Throne of Jade by Naomi Novik
My rating: 4 of 5 stars
This book explores the consequences of the first book’s revelation: Temeriaire is not just a Chinese dragon that was meant to be a gift to the French, he is a Celestial – the breed of the imperial family. Thus, after a bit of British bureaucratic struggle, Laurence and Temeraire are off to China. The plotting of this book is relatively slow outside of the four battle scenes. This is not a negative – I think Ms. Novik uses it to properly convey to a modern audience just how long a boat trip from England to China would take.

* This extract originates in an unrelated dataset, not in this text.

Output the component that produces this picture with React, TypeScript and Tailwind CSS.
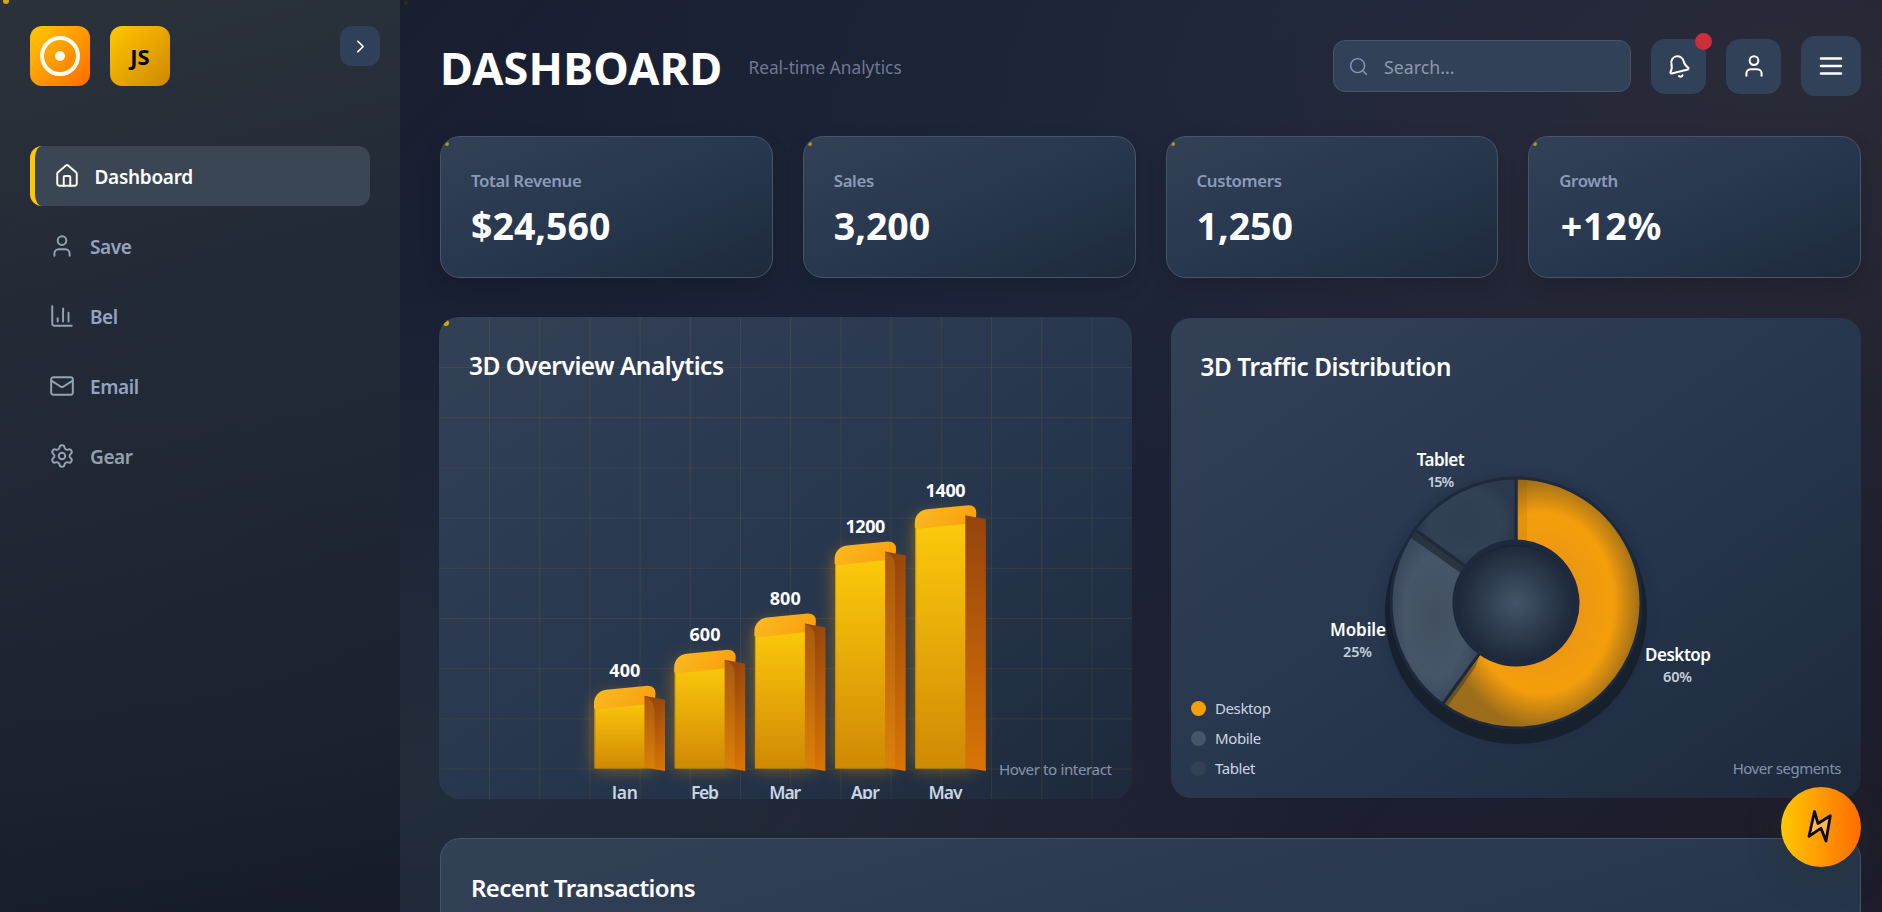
import React from "react";
import { Bell, ChartColumn, ChevronRight, House, Mail, Search, Settings, User } from "lucide-react";

const navItems = [
  { label: "Save", Icon: User, color: "text-[#94a3c0]" },
  { label: "Bel", Icon: ChartColumn, color: "text-[#94a3c0]" },
  { label: "Email", Icon: Mail, color: "text-[#94a3c0]" },
  { label: "Gear", Icon: Settings, color: "text-[#94a0ad]" },
];

const stats = [
  { label: "Total Revenue", value: "$24,560", spacing: "tracking-[0px]" },
  { label: "Sales", value: "3,200", spacing: "tracking-[0px]" },
  { label: "Customers", value: "1,250", spacing: "tracking-[0px]" },
  { label: "Growth", value: "+12%", spacing: "pl-[1.500px] tracking-[0.8px]" },
];

const bars = [
  { month: "Jan", value: 400, w: 26, vw: 31 },
  { month: "Feb", value: 600, w: 28, vw: 31 },
  { month: "Mar", value: 800, w: 32, vw: 31 },
  { month: "Apr", value: 1200, w: 29, vw: 40 },
  { month: "May", value: 1400, w: 34, vw: 40 },
];

const legend = [
  { label: "Desktop", dot: "bg-[#f59e0b]" },
  { label: "Mobile", dot: "bg-[#475569]" },
  { label: "Tablet", dot: "bg-[#334155]" },
];

const chartGradient = "bg-[linear-gradient(145deg,#334157_0%,#25354c_60%,#1e293b_100%)]";
const panelGradient = "bg-[linear-gradient(to_bottom_right,#334157_0%,#25354c_60%,#1e293b_100%)]";

function Sidebar() {
  return (
    <aside className="relative flex h-full w-[400px] shrink-0 flex-col bg-[linear-gradient(165deg,rgba(66,80,78,0.4)_0%,rgba(40,48,58,0.5)_42%,rgba(22,26,40,0.85)_95%)] px-[30px] pt-[26px]">
      <span className="absolute left-[3px] top-[-4px] h-2 w-[6px] rounded-full bg-[#d0a810]" />
      <div className="-mr-[10px] flex items-start gap-5">
        <div className="flex size-[60px] items-center justify-center rounded-xl bg-[linear-gradient(135deg,#ffc800,#ff6b00)]">
          <svg width="40" height="40" viewBox="0 0 40 40">
            <circle cx="20" cy="20" r="18" fill="none" stroke="#fffaf0" strokeWidth="4" />
            <circle cx="20" cy="20" r="5" fill="#fffaf0" />
          </svg>
        </div>
        <div className="flex size-[60px] items-center justify-center rounded-xl bg-[linear-gradient(135deg,#ffc800,#d08700)] text-[22px] font-bold text-black">
          <span>JS</span>
        </div>
        <button className="ml-auto flex size-10 items-center justify-center rounded-xl bg-[#304059] text-white">
          <ChevronRight size={21} strokeWidth={2} />
        </button>
      </div>
      <nav className="mt-[60px] flex flex-col gap-[10px]">
        <a className="flex h-[60px] items-center gap-[14.500px] rounded-xl border-l-[5px] border-[#ffc800] bg-[#3a4654] pl-[19px] text-white">
          <House size={26} strokeWidth={1.8} color="#fffbea" />
          <span className="mt-[2px] text-[19px] font-semibold tracking-[-0.3px]">Dashboard</span>
        </a>
        {navItems.map(({ label, Icon, color }) => (
          <a key={label} className={"flex h-[60px] items-center gap-[15px] pl-[19px] " + color}>
            <Icon size={26} strokeWidth={1.8} color="#94a3b1" />
            <span className="mt-[2px] text-[19px] font-semibold tracking-[-0.4px]">{label}</span>
          </a>
        ))}
      </nav>
    </aside>
  );
}

function Header() {
  return (
    <header className="flex h-[60px] items-center">
      <h1 className="mt-1 text-[45px] leading-[56px] font-bold tracking-[0.2px] text-white">DASHBOARD</h1>
      <p className="ml-[26px] mt-[3px] text-[17.300px] text-[#6b7a92]">Real-time Analytics</p>
      <div className="ml-auto flex items-center gap-5">
        <div className="flex h-[52px] w-[298px] items-center gap-[15px] rounded-xl border border-[#475569] bg-[#314158] pl-[14px]">
          <Search size={21} strokeWidth={1.7} color="#8294b8" />
          <span className="mt-[3px] text-[17.800px] text-[#8d99a8]">Search...</span>
        </div>
        <button className="relative flex size-[55px] items-center justify-center rounded-[14px] bg-[#314158] text-white">
          <Bell size={25} strokeWidth={1.9} className="-rotate-[14deg]" />
          <span className="absolute -right-[6px] -top-[6px] size-[17px] rounded-full bg-[#cc2e3a]" />
        </button>
        <button className="flex size-[55px] items-center justify-center rounded-[14px] bg-[#314158] text-white">
          <User size={26} strokeWidth={1.9} />
        </button>
        <button className="flex size-[60px] items-center justify-center rounded-[14px] bg-[#314158] text-white">
          <svg width="30" height="30" viewBox="0 0 30 30" stroke="white" strokeWidth="2.6" strokeLinecap="round">
            <path d="M5 7.5h20M5 15h20M5 22.5h20" />
          </svg>
        </button>
      </div>
    </header>
  );
}

function Stats() {
  return (
    <section className="mt-10 grid grid-cols-4 gap-[30px]">
      {stats.map((s) => (
        <div
          key={s.label}
          className={
            "relative h-[142px] overflow-hidden rounded-[20px] border border-[#475569] px-[30px] pt-[30px] shadow-[0_8px_20px_rgba(0,0,0,0.12)] " +
            panelGradient
          }
        >
          <span className="absolute left-1 top-[5px] size-1 rounded-full bg-[#b09420]" />
          <div className="text-[16.800px] leading-7 font-semibold tracking-[-0.35px] text-[#8a9bb9]">{s.label}</div>
          <div className={"mt-[8px] text-[37.500px] leading-[46px] font-bold text-white " + s.spacing}>{s.value}</div>
        </div>
      ))}
    </section>
  );
}

function Bar({ index, value, month, w, vw }: { index: number; value: number; month: string; w: number; vw: number }) {
  const x = 155.5 + index * 80.2;
  const base = 451.5;
  const top = base - value * 0.1805;
  return (
    <g>
      <path
        d={`M${x} ${base}V${top + 12}Q${x} ${top} ${x + 12} ${top}H${x + 48}Q${x + 60} ${top} ${x + 60} ${top + 12}V${base}Z`}
        fill="#f59e0b"
        opacity="0.5"
        filter="url(#glow)"
      />
      <path
        d={`M${x} ${base}V${top + 10}Q${x} ${top} ${x + 10} ${top}H${x + 50}Q${x + 60} ${top} ${x + 60} ${top + 10}V${base}Z`}
        fill="url(#front)"
      />
      <path d={`M${x + 0.5} ${top + 11}V${base - 0.5}H${x + 50}`} fill="none" stroke="#b98a0c" strokeWidth="1" opacity="0.7" />
      <path
        d={`M${x - 0.5} ${top + 12}V${top + 7}A13.500 13.500 0 0 1 ${x + 12} ${top - 6.5}L${x + 53} ${top - 10.5}Q${x + 61} ${top - 10.5} ${x + 61} ${top - 3}Q${x + 61} ${top + 7} ${x + 56} ${top + 7.5}L${x + 4} ${top + 13}Z`}
        fill="url(#cap)"
      />
      <path
        d={`M${x + 50} ${top - 0.5}L${x + 70.5} ${top + 3.5}V${base + 2.5}L${x + 50} ${base - 1}Z`}
        fill="url(#side)"
      />
      {value < 1400 && (
        <path
          d={`M${x + 50} ${top}Q${x + 60} ${top + 3} ${x + 60} ${top + 14}V${base}L${x + 50} ${base - 1.5}Z`}
          fill="#e8a016"
          opacity="0.25"
        />
      )}
      <text x={x + 30.3} y={top - 19.3} textAnchor="middle" textLength={vw} fontSize="18" fontWeight="700" fill="#fff">
        {value}
      </text>
      <text x={x + 30.3} y={482} textAnchor="middle" textLength={w} fontSize="17.500" fontWeight="600" fill="#cbd5e1">
        {month}
      </text>
    </g>
  );
}

function OverviewCard() {
  const grid = Array.from({ length: 13 }, (_, i) => 50.2 * (i + 1));
  return (
    <div className={"relative -mx-px -my-px h-[482px] overflow-hidden rounded-[20px] " + chartGradient}>
      <svg className="block" width="693" height="482" viewBox="0 0 693 482">
        <defs>
          <linearGradient id="front" x1="0" y1="0" x2="0" y2="1">
            <stop offset="0" stopColor="#fdcb0b" />
            <stop offset="1" stopColor="#d08904" />
          </linearGradient>
          <linearGradient id="side" x1="0" y1="0" x2="0" y2="1">
            <stop offset="0" stopColor="#96430d" />
            <stop offset="1" stopColor="#d97506" />
          </linearGradient>
          <linearGradient id="cap" x1="0" y1="0" x2="1" y2="0.3">
            <stop offset="0" stopColor="#fbbb22" />
            <stop offset="1" stopColor="#f9a20e" />
          </linearGradient>
          <filter id="glow" x="-100%" y="-60%" width="300%" height="220%">
            <feGaussianBlur stdDeviation="9" />
          </filter>
        </defs>
        <g stroke="#f59e0b" strokeOpacity="0.1">
          {grid.map((g) => (
            <path key={"v" + g} d={`M${g + 0.3} 0V482`} />
          ))}
          {grid.slice(0, 9).map((g) => (
            <path key={"h" + g} d={`M0 ${g + 0.3}H693`} />
          ))}
        </g>
        <circle cx="7" cy="6" r="3" fill="#d0a810" />
        <text x="30" y="58" textLength="255" fontSize="24.500" fontWeight="600" fill="#fff">
          3D Overview Analytics
        </text>
        {bars.map((b, i) => (
          <Bar key={b.month} index={i} {...b} />
        ))}
        <text x="560" y="457.500" textLength="113" fontSize="15.200" fill="#8393ae">
          Hover to interact
        </text>
      </svg>
    </div>
  );
}

function polar(r: number, deg: number) {
  const a = ((deg - 90) * Math.PI) / 180;
  return `${(150 + r * Math.cos(a)).toFixed(2)} ${(150 + r * Math.sin(a)).toFixed(2)}`;
}

function segment(from: number, to: number) {
  const large = to - from > 180 ? 1 : 0;
  return `M${polar(125, from)}A125 125 0 ${large} 1 ${polar(125, to)}L${polar(62, to)}A62 62 0 ${large} 0 ${polar(62, from)}Z`;
}

function Donut() {
  return (
    <svg className="absolute left-[195.500px] top-[135px] overflow-visible" width="300" height="300" viewBox="0 0 300 300">
      <defs>
        <radialGradient id="desk">
          <stop offset="0" stopColor="#e08f1a" />
          <stop offset="0.72" stopColor="#f59e0b" />
          <stop offset="1" stopColor="#9c6d1a" />
        </radialGradient>
        <radialGradient id="mob">
          <stop offset="0" stopColor="#414f60" />
          <stop offset="0.7" stopColor="#475569" />
          <stop offset="1" stopColor="#3a495d" />
        </radialGradient>
        <radialGradient id="tab">
          <stop offset="0" stopColor="#2f3d50" />
          <stop offset="0.7" stopColor="#334155" />
          <stop offset="1" stopColor="#2b384d" />
        </radialGradient>
        <radialGradient id="hub">
          <stop offset="0" stopColor="#445468" />
          <stop offset="1" stopColor="#1e293b" />
        </radialGradient>
        <filter id="soft" x="-20%" y="-20%" width="140%" height="140%">
          <feGaussianBlur stdDeviation="8" />
        </filter>
        <clipPath id="ring">
          <circle cx="150" cy="150" r="125" />
        </clipPath>
      </defs>
      <circle cx="150" cy="156" r="128" fill="#0f172a" opacity="0.3" filter="url(#soft)" />
      <circle cx="150" cy="160" r="131" fill="#17202d" />
      <g stroke="#1e293b" strokeWidth="3" strokeLinejoin="round">
        <path d={segment(0, 216)} fill="url(#desk)" />
        <path d={segment(216, 306)} fill="url(#mob)" />
        <path d={segment(306, 360)} fill="url(#tab)" />
      </g>
      <g clipPath="url(#ring)">
        <path d="M151.500 25H161V87H151.500Z" fill="#7c4a10" opacity="0.12" />
        <path d="M114 201L109.500 214L79 257L76 251Z" fill="#1f2937" opacity="0.4" />
        <path d="M48 78L99 114L96 121L44 84Z" fill="#222b38" opacity="0.75" />
      </g>
      <circle cx="150" cy="150" r="61" fill="#1e293b" stroke="#1d2a3f" strokeWidth="3" />
      <circle cx="150" cy="150" r="58" fill="url(#hub)" />
      <path d="M110 108A58 58 0 0 1 190 108A61 61 0 0 0 110 108Z" fill="#172131" />
      <g textAnchor="middle" fontSize="17" fontWeight="600" fill="#fff">
        <text x="74.700" y="13" textLength="48">Tablet</text>
        <text x="-8" y="183" textLength="56">Mobile</text>
        <text x="312" y="208" textLength="66">Desktop</text>
      </g>
      <g textAnchor="middle" fontSize="14.500" fontWeight="600" fill="#c3cedb">
        <text x="74.700" y="34" textLength="27">15%</text>
        <text x="-8.500" y="204" textLength="29">25%</text>
        <text x="311.500" y="229" textLength="29">60%</text>
      </g>
    </svg>
  );
}

function TrafficCard() {
  return (
    <div className={"relative flex h-[480px] flex-col rounded-[20px] p-[30px] " + chartGradient}>
      <h2 className="mt-[1px] text-[24.300px] leading-[36px] font-semibold tracking-[-0.42px] text-white">3D Traffic Distribution</h2>
      <Donut />
      <div className="-mx-[10px] -mb-[10px] mt-auto flex items-end justify-between">
        <ul className="flex flex-col gap-[10px]">
          {legend.map((l) => (
            <li key={l.label} className="flex h-5 items-center gap-[9.500px]">
              <span className={"size-[15px] rounded-full " + l.dot} />
              <span className="text-[15px] leading-5 tracking-[-0.4px] text-[#cbd5e1]">{l.label}</span>
            </li>
          ))}
        </ul>
        <span className="text-[15px] leading-5 tracking-[-0.5px] text-[#8393ae]">Hover segments</span>
      </div>
    </div>
  );
}

export default function App() {
  return (
    <div className="relative flex h-[912px] w-full overflow-hidden bg-[radial-gradient(ellipse_at_20%_85%,rgba(190,210,90,0.07)_0%,transparent_45%),radial-gradient(ellipse_at_95%_8%,rgba(240,190,140,0.065)_0%,transparent_50%),linear-gradient(135deg,#1b1e2c_0%,#172138_45%,#1b2033_62%,#1e1c2a_100%)] font-['Noto_Sans',sans-serif]">
      <Sidebar />
      <main className="relative flex-1 pl-10 pr-[21px] pt-9">
        <span className="absolute left-1 top-[1px] size-1 rounded-full bg-[#2f301f]" />
        <Header />
        <Stats />
        <section className="mt-10 grid grid-cols-2 gap-10">
          <OverviewCard />
          <TrafficCard />
        </section>
        <section className={"mt-10 h-[400px] rounded-[20px] border border-[#475569] px-[30px] pt-[30px] " + panelGradient}>
          <h2 className="text-[24px] leading-[38px] font-semibold tracking-[-0.58px] text-white">Recent Transactions</h2>
        </section>
      </main>
      <button className="absolute right-[21px] bottom-[45px] size-20 rounded-full bg-[linear-gradient(90deg,#ffc800,#ff6b00)] shadow-[0_10px_30px_rgba(40,50,40,0.5)]">
        <svg className="block" width="80" height="80" viewBox="-40 -40 80 80">
          <path
            d="M-6.500 -15.500L-3 -3.500L9.300 -11.200L5 14L0 1.200L-12 9.300Z"
            fill="#fff"
            fillOpacity="0.3"
            stroke="#0a0a05"
            strokeWidth="2.800"
            strokeLinejoin="round"
          />
        </svg>
      </button>
    </div>
  );
}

Additionally, this story really allows for some character growth for both Laurence and Temeraire. This happens mostly for Laurence on the trip as he struggles with whether he’ll be separated from Temeraire. For the dragon, this happens upon arrival in China and learning how dragons are treated there.
Also, if the previous book was a war book, this is more of a palace intrigue/intelligence (as in embassies/spies) novel.
This book takes place in a certain part of history that I’m relatively ignorant of. In the schools I attended from kindergarten to high school, by the time we got to the 1800s we didn’t give a darn about Europe. It was all American History (Civil War and Reconstruction) until World War 1 where eventually (and at this point I don’t remember if it was AP History or books I later read) we learned about the Peace of Westphalia and how it set the stage for WWI by limiting German growth plus all the interlocking peace treaties. I do know that slave trading was abolished in the British Empire before it was in America. I also have some slight knowledge of The Opium Wars and how the European powers exerted control over China who, like Japan, had isolated itself so much, it didn’t realize it had slipped from being ahead of the European powers (as it was in the middle ages) to behind. This book mentions some opium war type things as a throwaway line, but a central conflict of this book involves England bending over backwards to China. So I wonder if this takes place before Europe made a vassal state out of China or if things are different in this timeline because of dragons? There’s mention of Aztecs, which leads me to believe that perhaps things went differently for Spain due to North American dragons.
Anyway, if you enjoyed the world of His Majesty’s Dragon and don’t mind a story where the journey is literally the point (as well as a switch from war-focused to intel-focused), it’s an easy recommendation to check out this book.